Uit het proces-verbaal van 7 december 2020 en de bestuurlijke rapportage blijkt dat voor de teelt van hennep tien hoofdbestanddelen noodzakelijk zijn om te komen tot een succesvolle teelt. Van tien hoofdbestanddelen zijn (vele) goederen aangetroffen in het pand waar eiseres is gevestigd. Het gaat dan om diverse assimilatielampen, transformatoren, trafocontrollers, diverse PH-meters, grote en kleine dompelpompen, grote hoeveelheid vijverfolie, watervaten, waterprooftesters, diverse rollen plasticfolie, isolatiemateriaal, droognetten, een kweektent, luchtslangen, diverse koppelingen, grote hoeveelheid ventilatoren, diverse elektrische kachels, diverse thermostaten, een fancontroller, opticlimates, tijdschakelaren, luchtbevochtigers, waterverwarmingsapparatuur, een voorschakelaar, een lamp, een frequentiecontroller, een climate control, een grote hoeveelheid potgrond, een grote hoeveelheid steenwolblokken, een grote hoeveelheid groei- en bloeimiddelen, een grote hoeveelheid bestrijdingsmiddelen, een grote hoeveelheid bloem- en kweekpotten, een grote hoeveelheid stekpluggen, diverse droogrekken en diverse dozen met strijkzakken.

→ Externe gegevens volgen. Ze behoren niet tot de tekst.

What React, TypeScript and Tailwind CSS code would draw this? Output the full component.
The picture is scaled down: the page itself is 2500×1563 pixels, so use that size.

Tijdens de zitting heeft de eiseres betoogd dat de lijst met goederen onjuist is. De rechtbank is van oordeel dat eiseres dit standpunt niet heeft onderbouwd met objectieve en verifieerbare gegevens. Ook het feit dat eiseres niet wist dat dit gebruikt werd voor bedrijfs- of beroepsmatige of grootschalige hennepteelt heeft eiseres op geen enkele manier onderbouwd. Daar komt naar oordeel van de rechtbank ook bij dat er in 2018 ook soortgelijke hennepteelt gerelateerde goederen zijn aangetroffen in het pand. Eiseres is toen met een bewustmakingsbrief hiervan op de hoogte gesteld. Eiseres was dus op de hoogte van het feit dat deze goederen ook (veel) voor hennepteelt worden gebruikt. De rechtbank merkt ook op dat dat het niet gaat om enkele goederen, maar om veel goederen.
Daarnaast is de rechtbank van oordeel dat de burgemeester voldoende heeft gemotiveerd dat het niet alleen gaat om de aanwezigheid van deze goederen, maar ook om de verklaringen van klanten die in de winkel aanwezig waren. Deze klachten hadden een hennep-verleden. Zij hebben verklaard dat zij bij eiseres goederen kopen om hennep te kweken. Ook blijkt uit de processen-verbaal dat de eigenaar, [vertegenwoordiger eiseres] , tijdens de controle op 23 juni 2020 ongevraagd en uit eigen wil aan de politie heeft verklaard dat hij wel eens goederen heeft verkochten aan personen die deze spullen gebruikte voor het kweken van hennep. Eiseres werd op internetsites in verband gebracht met hennepteelt. Uit administratie bleek dat eiseres op grote hoeveelheid goederen heeft ingekocht bij bedrijven of growshops die bekend staan om de verkoop van hennep gerelateerde goederen. Dat de burgemeester ook heeft betoogd dat de eigenaar ook strafrechtelijk wordt vervolgd, moet naar oordeel van de rechtbank buiten beschouwing worden gelaten. De bestuurlijke procedure om tot sluiting over te gaan staat los van een eventuele strafrechtelijke procedure.
Gelet op het voorgaande is de rechtbank van oordeel dat de burgemeester op grond van artikel 13b, eerste lid, onder b, in samenhang met artikel 11a van de Opiumwet bevoegd om een last onder bestuursdwang op te leggen.
Toepassing van de bevoegdheid
4. Vervolgens is de vraag of de burgemeester in redelijkheid gebruik heeft mogen maken van zijn bevoegdheid. Artikel 13b van de Opiumwet voorziet niet in een verplichting om een last onder bestuursdwang op te leggen in een situatie, zoals omschreven in het artikel, maar in een mogelijkheid daartoe. Het is een discretionaire bevoegdheid en de burgemeester dient een belangenafweging te maken om te beslissen of hij van de bevoegdheid gebruik maakt en op welke wijze hij dat doet. De rechtbank dient de invulling van die bevoegdheid met enige terughoudendheid te toetsen.
Vaststaat dat de burgemeester ten tijde van het opleggen van het primaire besluit geen beleid had vastgesteld met betrekking tot het verrichten van strafbare voorbereidingshandelingen in de zin van artikel 11a van de Opiumwet. Dit doet echter niet af aan de bevoegdheid van artikel 13b, eerste lid, van de Opiumwet, omdat dit artikel niet tot vaststelling van beleidsregels verplicht. Wel dient de burgemeester bij toepassing van zijn bevoegdheid deugdelijk te motiveren waarom hij daartoe heeft besloten.